His style brings to public service a rare quality of humility and an aversion to the trappings of power and opulence. In Kenya, the practice is that when you are appointed to high office, you demand big fuel-guzzling cars and expensive Turkish carpets.

But it is not just on matters of cars and homes that the governor has shown he has a mind of his own.

‘EXCESSIVE’ EXTERNAL BORROWING

During vetting Dr Njoroge demonstrated an independent mind, taking a different position to what MPs were pushing and also going against the government position on some issues.

He was, for example, forthright that he considers Kenya’s external borrowing excessive, saying the country must be careful in considering more debt and where the money was going.

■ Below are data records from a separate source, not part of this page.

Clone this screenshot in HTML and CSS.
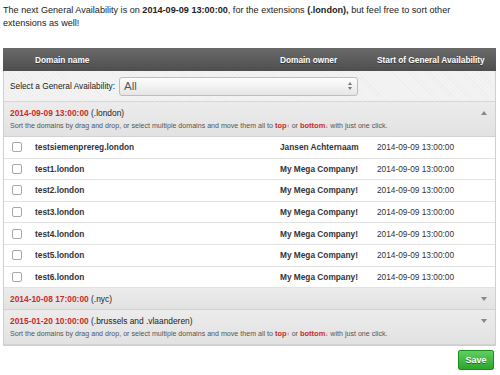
FILE: index.html
```html
<!DOCTYPE html>
<html lang="en">
<head>
    <meta charset="UTF-8">
    <title>General Availability order</title>
    <link rel="stylesheet" href="styles.css">
</head>
<body>
    <p class="intro">The next General Availability is on <b>2014-09-09 13:00:00</b>, for the extensions <b>(.london),</b> but feel free to sort other extensions as well!</p>

    <div class="ga-table">
        <div class="ga-head">
            <span></span>
            <span>Domain name</span>
            <span>Domain owner</span>
            <span>Start of General Availability</span>
        </div>

        <div class="ga-filter">
            <label>Select a General Availability:</label>
            <div class="select">
                <span>All</span>
                <span class="spin"><i class="up"></i><i class="down"></i></span>
            </div>
        </div>

        <!-- .london -->
        <div class="group open">
            <div class="group-title"><span class="date">2014-09-09 13:00:00</span> (.london)</div>
            <div class="group-desc">Sort the domains by drag and drop, or select multiple domains and move them all to <b>top<small>↑</small></b> or <b>bottom<small>↓</small></b> with just one click.</div>
            <span class="caret up"></span>
        </div>
        <div class="row"><span class="check"></span><b>testsiemenprereg.london</b><b>Jansen Achternaam</b><span>2014-09-09 13:00:00</span></div>
        <div class="row"><span class="check"></span><b>test1.london</b><b>My Mega Company!</b><span>2014-09-09 13:00:00</span></div>
        <div class="row"><span class="check"></span><b>test2.london</b><b>My Mega Company!</b><span>2014-09-09 13:00:00</span></div>
        <div class="row"><span class="check"></span><b>test3.london</b><b>My Mega Company!</b><span>2014-09-09 13:00:00</span></div>
        <div class="row"><span class="check"></span><b>test4.london</b><b>My Mega Company!</b><span>2014-09-09 13:00:00</span></div>
        <div class="row"><span class="check"></span><b>test5.london</b><b>My Mega Company!</b><span>2014-09-09 13:00:00</span></div>
        <div class="row"><span class="check"></span><b>test6.london</b><b>My Mega Company!</b><span>2014-09-09 13:00:00</span></div>

        <!-- .nyc -->
        <div class="group">
            <div class="group-title"><span class="date">2014-10-08 17:00:00</span> (.nyc)</div>
            <span class="caret down"></span>
        </div>

        <!-- .brussels -->
        <div class="group">
            <div class="group-title"><span class="date">2015-01-20 10:00:00</span> (.brussels and .vlaanderen)</div>
            <div class="group-desc">Sort the domains by drag and drop, or select multiple domains and move them all to <b>top<small>↑</small></b> or <b>bottom<small>↓</small></b> with just one click.</div>
            <span class="caret down"></span>
        </div>
    </div>

    <div class="actions">
        <button class="save">Save</button>
    </div>
</body>
</html>
```

FILE: styles.css
```css
body {
    margin: 0;
    padding: 3px 4px 0 3px;
    font-family: "Liberation Sans", Arial, sans-serif;
    color: #222;
    background: #fff;
}
.intro {
    margin: 0;
    font-size: 9.1px;
    line-height: 13px;
    padding-top: 1px;
}
.ga-table {
    margin-top: 18px;
    border: 1px solid #cfcfcf;
    border-top: none;
    font-size: 8.3px;
}
.ga-head,
.row {
    display: grid;
    grid-template-columns: 31px 245px 97px 1fr;
    align-items: center;
}
.ga-head {
    height: 23px;
    margin: 0 -1px;
    padding-left: 1px;
    background: linear-gradient(#6a6a6a, #4e4e4e);
    color: #fff;
    font-weight: bold;
    text-shadow: 0 1px 0 #333;
}
.ga-filter {
    display: flex;
    align-items: center;
    gap: 4px;
    height: 30px;
    padding-left: 6px;
    background-color: #f3f3f3;
    background-image: repeating-linear-gradient(45deg, rgba(0,0,0,0.018) 0 1px, transparent 1px 3px);
    border-bottom: 1px solid #d6d6d6;
}
.select {
    display: flex;
    align-items: center;
    justify-content: space-between;
    width: 228px;
    height: 17px;
    padding: 0 5px 0 4px;
    border: 1px solid #bdbdbd;
    border-radius: 3px;
    background: linear-gradient(#fdfdfd, #e6e6e6);
    font-size: 11.5px;
    color: #555;
}
.spin {
    display: flex;
    flex-direction: column;
    gap: 2px;
}
.spin i {
    width: 0;
    height: 0;
    border-left: 2px solid transparent;
    border-right: 2px solid transparent;
}
.spin .up { border-bottom: 3px solid #777; }
.spin .down { border-top: 3px solid #777; }
.group {
    position: relative;
    padding: 6px 6px 5px 6px;
    background: linear-gradient(#ececec, #e2e2e2);
    border-bottom: 1px solid #d2d2d2;
}
.group-title {
    font-size: 8.4px;
    line-height: 10px;
}
.date {
    color: #cc2a2a;
    font-weight: bold;
}
.group-desc {
    margin-top: 3px;
    font-size: 7.1px;
    line-height: 10px;
    color: #555;
}
.group-desc b {
    color: #cc2a2a;
    font-size: 7.5px;
}
.group-desc small {
    font-size: 6px;
    font-weight: normal;
}
.caret {
    position: absolute;
    right: 8px;
    top: 9px;
    width: 0;
    height: 0;
    border-left: 3px solid transparent;
    border-right: 3px solid transparent;
}
.caret.up { border-bottom: 4px solid #888; }
.caret.down { border-top: 4px solid #888; }
.row {
    height: 20.6px;
    background: #fff;
    border-bottom: 1px solid #e2e2e2;
    color: #333;
}
.row b { color: #333; }
.check {
    justify-self: start;
    margin-left: 8px;
    width: 8px;
    height: 8px;
    border: 1px solid #a8a8a8;
    border-radius: 2px;
    background: #fff;
}
.actions {
    display: flex;
    justify-content: flex-end;
    padding: 4px 2px 0 0;
}
.save {
    width: 36px;
    height: 20px;
    padding: 0;
    border: 1px solid #1e8e1e;
    border-radius: 2px;
    background: linear-gradient(#5fcf5f, #2aa62a);
    color: #fff;
    font-family: "Liberation Sans", Arial, sans-serif;
    font-size: 9px;
    font-weight: bold;
    text-shadow: 0 1px 0 #1a6a1a;
}
```
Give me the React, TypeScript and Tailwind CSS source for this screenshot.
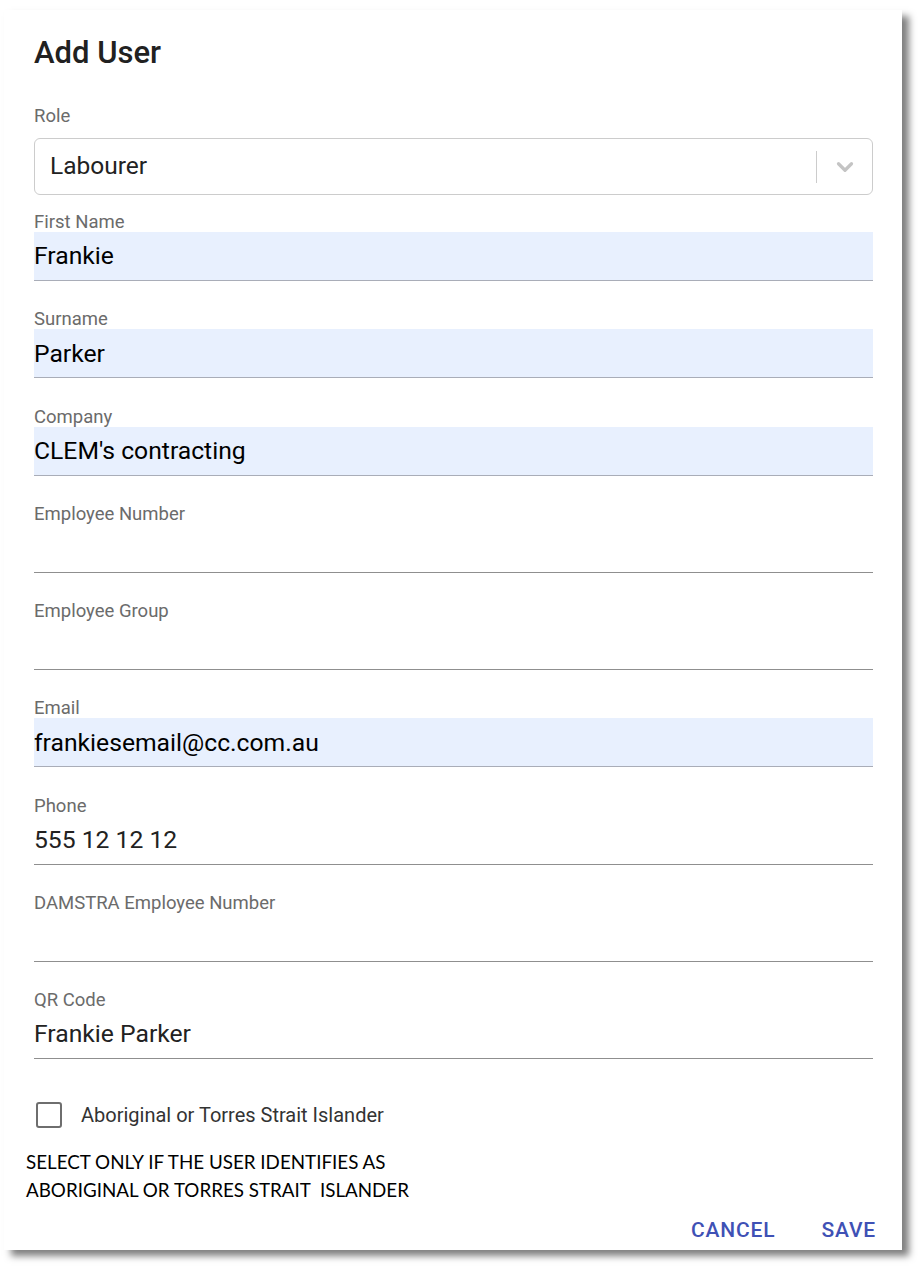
import { ChevronDown } from 'lucide-react';

type Field = { label: string; value?: string; filled?: boolean; first?: boolean };

const fields: Field[] = [
  { label: 'First Name', value: 'Frankie', filled: true, first: true },
  { label: 'Surname', value: 'Parker', filled: true },
  { label: 'Company', value: "CLEM's contracting", filled: true },
  { label: 'Employee Number' },
  { label: 'Employee Group' },
  { label: 'Email', value: 'frankiesemail@cc.com.au', filled: true },
  { label: 'Phone', value: '555 12 12 12' },
  { label: 'DAMSTRA Employee Number' },
  { label: 'QR Code', value: 'Frankie Parker' },
];

function TextField({ label, value, filled, first }: Field) {
  return (
    <div className={first ? 'mt-[17px]' : 'mt-[28.25px]'}>
      <div className="h-[20px] text-[18.5px] leading-[20px] text-[#6b6b6b]">{label}</div>
      <div
        className={`flex h-[49px] items-center border-b text-[24.7px] ${
          filled ? 'bg-[#e8f0fe] border-[#a9adb8] text-black' : 'border-[#8f8f8f] text-[#222]'
        }`}
      >
        {value}
      </div>
    </div>
  );
}

export default function App() {
  return (
    <div className="min-h-[1270px] bg-white pl-[4px] pt-[10px] font-['Roboto',sans-serif]">
      <div className="h-[1240px] w-[898px] bg-white pl-[30px] pr-[29px] pt-[23px] shadow-[7px_6px_7px_rgba(0,0,0,0.5)]">
        <h2 className="h-[40px] text-[31px] font-medium leading-[40px] text-[#212121]">Add User</h2>

        <div className="mt-[33px] h-[20px] text-[18.5px] leading-[20px] text-[#6b6b6b]">Role</div>
        <div className="mt-[12px] flex h-[57px] items-center rounded-[6px] border border-[#cccccc] pl-[15px]">
          <span className="flex-1 text-[24.5px] text-[#222]">Labourer</span>
          <span className="h-[32px] w-px bg-[#cccccc]" />
          <span className="flex w-[55px] justify-center text-[#c4c4c4]">
            <ChevronDown size={26} strokeWidth={3} />
          </span>
        </div>

        {fields.map((f) => (
          <TextField key={f.label} {...f} />
        ))}

        <label className="mt-[41px] flex items-center">
          <span className="ml-[2px] h-[26px] w-[26px] rounded-[3px] border-[2.5px] border-[#6e6e6e]" />
          <span className="ml-[19px] text-[20px] text-[#333]">Aboriginal or Torres Strait Islander</span>
        </label>

        <p className="ml-[-8px] mt-[18px] whitespace-pre font-['Lato',sans-serif] text-[18.8px] leading-[28px] text-black">
          {'SELECT ONLY IF THE USER IDENTIFIES AS\nABORIGINAL OR TORRES STRAIT  ISLANDER'}
        </p>

        <div className="mt-[13px] flex h-[28px] items-center justify-end gap-[46px]">
          <button className="text-[21px] font-medium tracking-[0.04em] text-[#3f51b5]">CANCEL</button>
          <button className="mr-[-3px] text-[21px] font-medium tracking-[0.04em] text-[#3f51b5]">SAVE</button>
        </div>
      </div>
    </div>
  );
}
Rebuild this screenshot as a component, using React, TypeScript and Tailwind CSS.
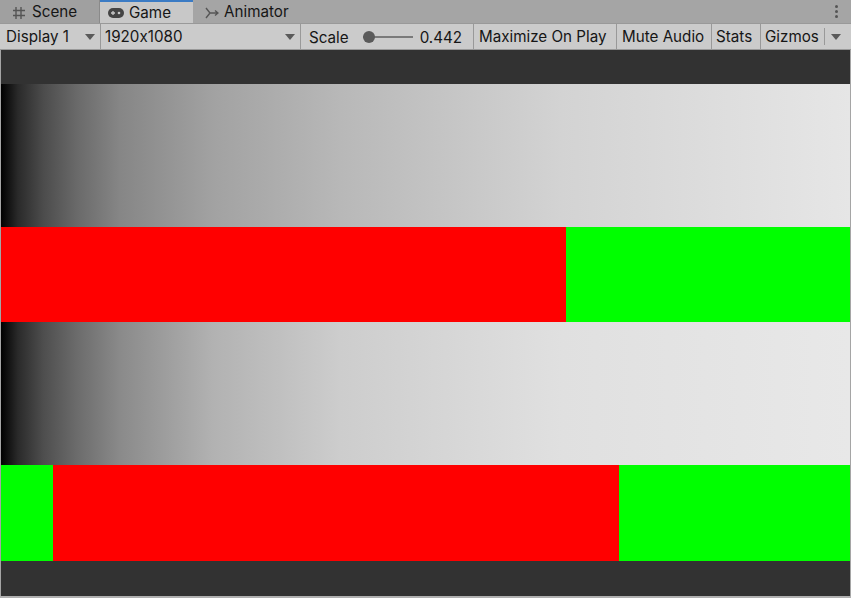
import React from 'react';

const Arrow = () => (
  <svg width="10" height="6" viewBox="0 0 10 6" className="shrink-0">
    <path d="M0 0 H10 L5 6 Z" fill="#5a5a5a" />
  </svg>
);

const SceneIcon = () => (
  <svg width="14" height="14" viewBox="0 0 14 14" className="shrink-0">
    <path d="M4 1 V13 M9 1 V13 M1 4.5 H13 M1 9.5 H13" stroke="#555" strokeWidth="1.4" fill="none" />
  </svg>
);

const GameIcon = () => (
  <svg width="16" height="10" viewBox="0 0 16 10" className="shrink-0">
    <rect x="0" y="0" width="16" height="10" rx="5" fill="#444" />
    <path d="M3 5 H7 M5 3 V7" stroke="#c8c8c8" strokeWidth="1.3" />
    <circle cx="11" cy="5" r="1.3" fill="#c8c8c8" />
  </svg>
);

const AnimatorIcon = () => (
  <svg width="14" height="12" viewBox="0 0 14 12" className="shrink-0">
    <path d="M1 1 L5 6 L1 11 M5 6 H13 M10 3.5 L13 6 L10 8.5" stroke="#555" strokeWidth="1.4" fill="none" />
  </svg>
);

export default function App() {
  // grey ramps for the two gradient strips
  const ramp1 = 'bg-[linear-gradient(to_right,#000_0%,#2a2a2a_2%,#4c4c4c_5%,#6a6a6a_9%,#868686_14%,#a2a2a2_25%,#b8b8b8_40%,#d3d3d3_66%,#e6e6e6_100%)]';
  const ramp2 = 'bg-[linear-gradient(to_right,#000_0%,#2a2a2a_2%,#4e4e4e_5%,#6c6c6c_9%,#8a8a8a_14%,#b2b2b2_25%,#cdcdcd_40%,#e0e0e0_66%,#e8e8e8_100%)]';

  return (
    <div className="w-[851px] h-[598px] overflow-hidden bg-[#a5a5a5] flex flex-col font-['Inter','Noto_Sans',sans-serif] [font-feature-settings:'calt'_0] text-[15.2px] text-[#161616] whitespace-nowrap">
      {/* tab strip */}
      <div className="h-[23px] flex items-stretch shrink-0">
        <div className="w-[100px] flex items-center gap-[6px] pl-[12px] pt-[2px] bg-[#a0a0a0] border-r border-[#8a8a8a]">
          <SceneIcon />
          <span>Scene</span>
        </div>
        <div className="w-[93px] flex items-center gap-[5px] pl-[8px] pt-[1px] bg-[#c8c8c8] border-t-2 border-[#3b7bc4]">
          <GameIcon />
          <span>Game</span>
        </div>
        <div className="flex items-center gap-[5px] pl-[12px] pt-[2px]">
          <AnimatorIcon />
          <span>Animator</span>
        </div>
        <div className="flex-1" />
        <div className="w-[30px] flex flex-col items-center justify-center gap-[2px]">
          <div className="w-[3px] h-[3px] rounded-full bg-[#555]" />
          <div className="w-[3px] h-[3px] rounded-full bg-[#555]" />
          <div className="w-[3px] h-[3px] rounded-full bg-[#555]" />
        </div>
      </div>

      {/* toolbar */}
      <div className="h-[27px] shrink-0 flex items-stretch bg-[#cbcbcb] border-t border-b border-[#999]">
        <div className="w-[101px] flex items-center justify-between pl-[6px] pr-[5px] border-r border-[#999]">
          <span className="pt-[2px]">Display 1</span>
          <Arrow />
        </div>
        <div className="w-[200px] flex items-center justify-between pl-[4px] pr-[5px] border-r border-[#999]">
          <span className="pt-[2px]">1920x1080</span>
          <Arrow />
        </div>
        <div className="w-[173px] flex items-center pl-[8px] border-r border-[#999]">
          <span className="pt-[4px]">Scale</span>
          <div className="ml-[14px] w-[50px] h-[12px] relative flex items-center">
            <div className="w-full h-[2px] bg-[#7a7a7a]" />
            <div className="absolute left-0 top-0 w-[12px] h-[12px] rounded-full bg-[#5a5a5a]" />
          </div>
          <span className="ml-[7px] pt-[4px]">0.442</span>
        </div>
        <div className="w-[143px] flex items-center pl-[5px] border-r border-[#999]">
          <span className="pt-[2px]">Maximize On Play</span>
        </div>
        <div className="w-[95px] flex items-center pl-[5px] border-r border-[#999]">
          <span className="pt-[2px]">Mute Audio</span>
        </div>
        <div className="w-[49px] flex items-center pl-[4px] border-r border-[#999]">
          <span className="pt-[2px]">Stats</span>
        </div>
        <div className="flex-1 flex items-center pl-[4px]">
          <span className="pt-[2px]">Gizmos</span>
          <div className="ml-[5px] w-px h-[17px] bg-[#999]" />
          <div className="ml-[6px]"><Arrow /></div>
        </div>
      </div>

      {/* game view */}
      <div className="flex-1 mx-px bg-[#323232] flex flex-col">
        <div className="h-[34px]" />
        <div className={`h-[143px] ${ramp1}`} />
        <div className="h-[95px] flex">
          <div className="w-[565px] bg-[#ff0000]" />
          <div className="flex-1 bg-[#00ff00]" />
        </div>
        <div className={`h-[143px] ${ramp2}`} />
        <div className="h-[96px] flex">
          <div className="w-[52px] bg-[#00ff00]" />
          <div className="w-[566px] bg-[#ff0000]" />
          <div className="flex-1 bg-[#00ff00]" />
        </div>
        <div className="flex-1" />
      </div>
      <div className="h-[2px] shrink-0 bg-[#b0b0b0]" />
    </div>
  );
}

This contradicted the National Treasury position, which is that the country’s borrowing is healthy and within the limits.

He also dismissed proposals by MPs to form a government bank to provide cheaper loans and bring interest rates down or simply introduce legislation to control bank lending rates.

“I think it would be a big mistake to even think that we can control interest rates through legislation. It will not work. That is why we moved from price control. Commercial banks just need to get confident to move ahead with market-based solutions that are sensitive for their businesses like control on inflation. This is something we have done in other countries by assuring the banks that the economy is under control, we will come up with a plan that is acceptable to all,” said Dr Njoroge.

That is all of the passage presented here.